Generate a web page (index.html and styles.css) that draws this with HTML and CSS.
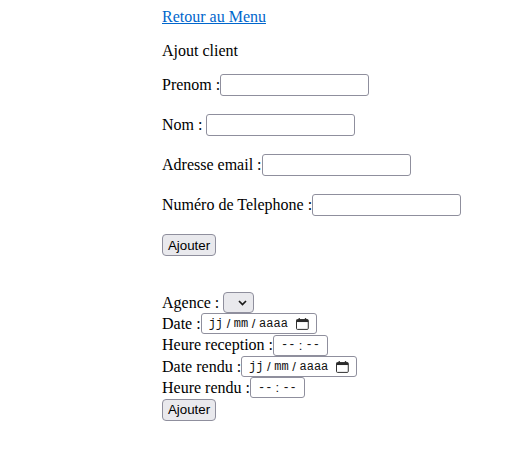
FILE: index.html
```html
<!DOCTYPE html>
<html lang="fr">
<head>
<meta charset="utf-8">
<title>Ajout client</title>
<link rel="stylesheet" href="styles.css">
</head>
<body>
<div class="page">
  <a class="back" href="#">Retour au Menu</a>
  <form class="client">
    <p class="title">Ajout client</p>
    <div class="row"><label>Prenom :</label><input type="text" class="txt"></div>
    <div class="row"><label>Nom :&nbsp;</label><input type="text" class="txt"></div>
    <div class="row"><label>Adresse email :</label><input type="text" class="txt"></div>
    <div class="row"><label>Numéro de Telephone :</label><input type="text" class="txt"></div>
    <div class="btnrow"><button type="button" class="btn">Ajouter</button></div>
  </form>
  <form class="resa">
    <div class="line"><label>Agence :&nbsp;</label>
      <span class="sel" role="combobox"><svg width="9" height="6" viewBox="0 0 9 6"><polyline points="1,1 4.5,4.5 8,1" fill="none" stroke="#1a1a1a" stroke-width="1.7"/></svg></span>
    </div>
    <div class="line"><label>Date :</label>
      <span class="dt"><span class="f">jj</span><span class="sep">/</span><span class="f">mm</span><span class="sep">/</span><span class="f">aaaa</span>
        <svg class="cal" width="13" height="12" viewBox="0 0 13 12"><rect x="0.5" y="1.5" width="12" height="10" rx="1" fill="none" stroke="#2b2b2b"/><rect x="0.5" y="1.5" width="12" height="2.5" fill="#2b2b2b"/><rect x="2.6" y="0" width="1.4" height="2" fill="#2b2b2b"/><rect x="9" y="0" width="1.4" height="2" fill="#2b2b2b"/></svg>
      </span>
    </div>
    <div class="line"><label>Heure reception :</label>
      <span class="tm"><span class="f">--</span><span class="sep">:</span><span class="f">--</span></span>
    </div>
    <div class="line"><label>Date rendu :</label>
      <span class="dt"><span class="f">jj</span><span class="sep">/</span><span class="f">mm</span><span class="sep">/</span><span class="f">aaaa</span>
        <svg class="cal" width="13" height="12" viewBox="0 0 13 12"><rect x="0.5" y="1.5" width="12" height="10" rx="1" fill="none" stroke="#2b2b2b"/><rect x="0.5" y="1.5" width="12" height="2.5" fill="#2b2b2b"/><rect x="2.6" y="0" width="1.4" height="2" fill="#2b2b2b"/><rect x="9" y="0" width="1.4" height="2" fill="#2b2b2b"/></svg>
      </span>
    </div>
    <div class="line"><label>Heure rendu :</label>
      <span class="tm"><span class="f">--</span><span class="sep">:</span><span class="f">--</span></span>
    </div>
    <div class="line btnline"><button type="button" class="btn">Ajouter</button></div>
  </form>
</div>
</body>
</html>
```
FILE: styles.css
```css
html, body {
  background: #fff;
}
body {
  margin: 8px;
  font-family: "Liberation Serif", "Times New Roman", serif;
  font-size: 16px;
  color: #000;
}
.page {
  margin-left: 154px;
}
.back {
  color: #0066cc;
}
.client {
  margin: 0;
}
.title {
  margin: 16px 0 14px;
}
.row {
  display: flex;
  align-items: center;
  height: 22px;
  margin-bottom: 18px;
  white-space: pre;
}
.txt {
  height: 22px;
  width: 149px;
  padding: 1px 2px;
  border: 1px solid #8f8f9d;
  border-radius: 3px;
  font: 13.33px "Liberation Sans", Arial, sans-serif;
  box-sizing: border-box;
  background: #fff;
}
.btnrow {
  display: flex;
  height: 22px;
}
.btn {
  font: 13.33px "Liberation Sans", Arial, sans-serif;
  width: 54px;
  height: 22px;
  padding: 0;
  border: 1px solid #8f8f9d;
  border-radius: 4px;
  background: #e9e9ed;
  color: #000;
  box-sizing: border-box;
}
.resa {
  margin-top: 36px;
}
.line {
  display: flex;
  align-items: center;
  height: 21.3px;
  white-space: pre;
}
.btnline {
  height: 22px;
  margin-top: 0.5px;
}
.sel {
  display: inline-flex;
  align-items: center;
  justify-content: center;
  width: 31px;
  height: 21px;
  box-sizing: border-box;
  border: 1px solid #8f8f9d;
  border-radius: 4px;
  background: #e9e9ed;
  padding-left: 8px;
}
.dt, .tm {
  display: inline-flex;
  align-items: center;
  height: 21px;
  box-sizing: border-box;
  border: 1px solid #8f8f9d;
  border-radius: 3px;
  background: #fff;
  color: #111;
}
.dt {
  width: 116px;
  padding: 0 7px;
}
.tm {
  width: 55px;
  padding: 0 6px 0 7px;
}
.f {
  font: 12px "Liberation Mono", "DejaVu Sans Mono", monospace;
}
.sep {
  font: 13px "Liberation Sans", Arial, sans-serif;
  display: inline-block;
  width: 11px;
  text-align: center;
}
.tm .sep {
  width: 10px;
}
.cal {
  margin-left: 8px;
}
```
====
▸ **Written request**:
Omit every picture, then repeat the remaining data exactly as it appears above.

▸ **Reply to the exercise**:
Generate a web page (index.html and styles.css) that draws this with HTML and CSS.
FILE: index.html
```html
<!DOCTYPE html>
<html lang="fr">
<head>
<meta charset="utf-8">
<title>Ajout client</title>
<link rel="stylesheet" href="styles.css">
</head>
<body>
<div class="page">
  <a class="back" href="#">Retour au Menu</a>
  <form class="client">
    <p class="title">Ajout client</p>
    <div class="row"><label>Prenom :</label><input type="text" class="txt"></div>
    <div class="row"><label>Nom :&nbsp;</label><input type="text" class="txt"></div>
    <div class="row"><label>Adresse email :</label><input type="text" class="txt"></div>
    <div class="row"><label>Numéro de Telephone :</label><input type="text" class="txt"></div>
    <div class="btnrow"><button type="button" class="btn">Ajouter</button></div>
  </form>
  <form class="resa">
    <div class="line"><label>Agence :&nbsp;</label>
      <span class="sel" role="combobox"><svg width="9" height="6" viewBox="0 0 9 6"><polyline points="1,1 4.5,4.5 8,1" fill="none" stroke="#1a1a1a" stroke-width="1.7"/></svg></span>
    </div>
    <div class="line"><label>Date :</label>
      <span class="dt"><span class="f">jj</span><span class="sep">/</span><span class="f">mm</span><span class="sep">/</span><span class="f">aaaa</span>
        <svg class="cal" width="13" height="12" viewBox="0 0 13 12"><rect x="0.5" y="1.5" width="12" height="10" rx="1" fill="none" stroke="#2b2b2b"/><rect x="0.5" y="1.5" width="12" height="2.5" fill="#2b2b2b"/><rect x="2.6" y="0" width="1.4" height="2" fill="#2b2b2b"/><rect x="9" y="0" width="1.4" height="2" fill="#2b2b2b"/></svg>
      </span>
    </div>
    <div class="line"><label>Heure reception :</label>
      <span class="tm"><span class="f">--</span><span class="sep">:</span><span class="f">--</span></span>
    </div>
    <div class="line"><label>Date rendu :</label>
      <span class="dt"><span class="f">jj</span><span class="sep">/</span><span class="f">mm</span><span class="sep">/</span><span class="f">aaaa</span>
        <svg class="cal" width="13" height="12" viewBox="0 0 13 12"><rect x="0.5" y="1.5" width="12" height="10" rx="1" fill="none" stroke="#2b2b2b"/><rect x="0.5" y="1.5" width="12" height="2.5" fill="#2b2b2b"/><rect x="2.6" y="0" width="1.4" height="2" fill="#2b2b2b"/><rect x="9" y="0" width="1.4" height="2" fill="#2b2b2b"/></svg>
      </span>
    </div>
    <div class="line"><label>Heure rendu :</label>
      <span class="tm"><span class="f">--</span><span class="sep">:</span><span class="f">--</span></span>
    </div>
    <div class="line btnline"><button type="button" class="btn">Ajouter</button></div>
  </form>
</div>
</body>
</html>
```
FILE: styles.css
```css
html, body {
  background: #fff;
}
body {
  margin: 8px;
  font-family: "Liberation Serif", "Times New Roman", serif;
  font-size: 16px;
  color: #000;
}
.page {
  margin-left: 154px;
}
.back {
  color: #0066cc;
}
.client {
  margin: 0;
}
.title {
  margin: 16px 0 14px;
}
.row {
  display: flex;
  align-items: center;
  height: 22px;
  margin-bottom: 18px;
  white-space: pre;
}
.txt {
  height: 22px;
  width: 149px;
  padding: 1px 2px;
  border: 1px solid #8f8f9d;
  border-radius: 3px;
  font: 13.33px "Liberation Sans", Arial, sans-serif;
  box-sizing: border-box;
  background: #fff;
}
.btnrow {
  display: flex;
  height: 22px;
}
.btn {
  font: 13.33px "Liberation Sans", Arial, sans-serif;
  width: 54px;
  height: 22px;
  padding: 0;
  border: 1px solid #8f8f9d;
  border-radius: 4px;
  background: #e9e9ed;
  color: #000;
  box-sizing: border-box;
}
.resa {
  margin-top: 36px;
}
.line {
  display: flex;
  align-items: center;
  height: 21.3px;
  white-space: pre;
}
.btnline {
  height: 22px;
  margin-top: 0.5px;
}
.sel {
  display: inline-flex;
  align-items: center;
  justify-content: center;
  width: 31px;
  height: 21px;
  box-sizing: border-box;
  border: 1px solid #8f8f9d;
  border-radius: 4px;
  background: #e9e9ed;
  padding-left: 8px;
}
.dt, .tm {
  display: inline-flex;
  align-items: center;
  height: 21px;
  box-sizing: border-box;
  border: 1px solid #8f8f9d;
  border-radius: 3px;
  background: #fff;
  color: #111;
}
.dt {
  width: 116px;
  padding: 0 7px;
}
.tm {
  width: 55px;
  padding: 0 6px 0 7px;
}
.f {
  font: 12px "Liberation Mono", "DejaVu Sans Mono", monospace;
}
.sep {
  font: 13px "Liberation Sans", Arial, sans-serif;
  display: inline-block;
  width: 11px;
  text-align: center;
}
.tm .sep {
  width: 10px;
}
.cal {
  margin-left: 8px;
}
```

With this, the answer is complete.